I’d like hear what @BigT (or anyone else) thinks “lame” does mean in American. Not as a calling-out challenge, but because we’ll all do a lot better at coming up with decent alternatives if we can semi-agree on what “lame” means. Being as nowadays (ref @RivkahChaya) it’s a slang usage I’d bet we’ll find a much wider spread on what people think it means / connotes.

Here’s my take:

Something is lame if it’s at least two of weak/ineffectual, stupid/ignorant, and socially inept/tone deaf. But the best lame-itude has all three factors. And something lame can’t be mean-spirited; it has to be socially inept or tone deaf; if it’s simply mean, abusive, bullying, etc., that disqualifies it from lameness.

IMO YMMV etc.

Reduced functionality.

@MrDibble The thing is, part of what makes it so hard to come up with a replacement is that it’s hard to define. I’m going to have to rely on others.

@LSLGuy’s attempt isn’t bad. I also tried looking up the word in a dictionary. I got one that seemed close, though what it defines as multiple definitions, I consider it more different facets of a single definition, and multiple parts must be present (just as @LSLGuy suggests). All of the examples it gives works:

Merriam-Webster:

2: lacking needful or desirable substance : WEAK, INEFFECTUAL “a lame excuse”
3 slang : not being in the know : SQUARE
“She’s cool, but her boyfriend is so lame.”
4a: INFERIOR “a lame school”
b: CONTEMPTIBLE, NASTY “lame racist jokes”

That last example may violate @LSLGuy’s idea that something that is “lame” can’t be meanspirited. But I would have no problem describing racist jokes as “lame.” It’s just that all the other definitions would also apply. As would “stupid” and “unfunny.”

My first thought after hobbled was restricted. Restrictions are removed when you pay up. I haven’t seen that listed here yet unless I skimmed over it.
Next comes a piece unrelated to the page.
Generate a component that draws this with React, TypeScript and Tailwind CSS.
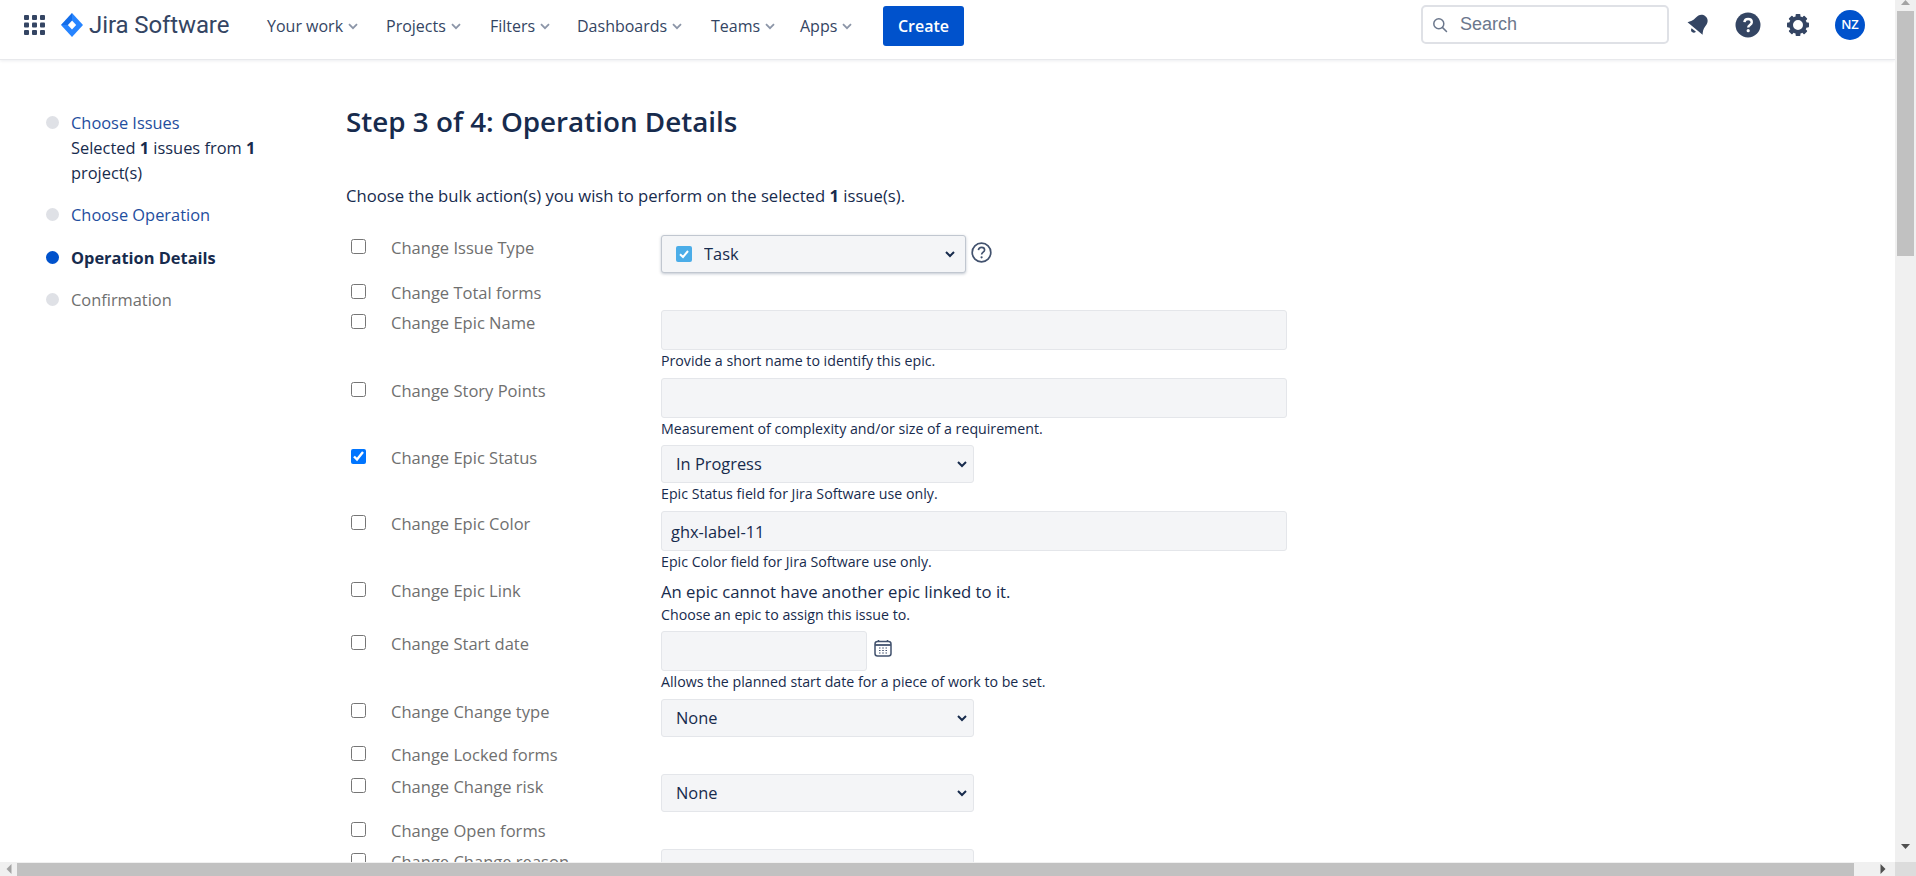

Industrial networks I deal with use produced and consumed data. Depending on which system creates and controls and which ones basically read it.

I think “hobbled” is fine. I’ve been looking, ans it appears that the original meaning of “to hobble” is something like “to restrict the gait of someone.” There’s no implication of purpose, nor whether it is a permanent state.

At the turn of the last century (1900-1910), there was a skirt fashionable that got very narrow at the ankles so that a woman wearing one could not take a long stride, and it was called a “hobble skirt.”

As an intransitive verb, the definitions I’m finding pretty much agree that it’s walking with a poor gait due to an injury.

So, I’m seeing a pretty good distinction between “hobble” and “cripple.” “Cripple” is a permanent impairment, and “hobble” is a temporary condition imposed for some reason, usually. There were lots of examples of devices called “hobbles” that kept animals from running away.

Synonyms for hobbled would be spancelled and fettered.

Spancelled I like because it rhymes with cancelled.

For software, wouldn’t terms like “throttling” or “limiting” apply?

There’s been some talk about changing the “master” and “slave” nomenclature in IT circles.

It is kind of non-meaningful, though, as the primary use of that terminology, IDE, is fading, being supplanted by SATA and Flash, neither of which use those designations (SATA ports are device-discrete, and Flash largely uses SATA-type protocols).

“Feeble” (for an argument), “unimpressive” (for an attempt), “clunky” (for a joke), and so forth.

I use “lumpy” for awkwardly crafted sentences.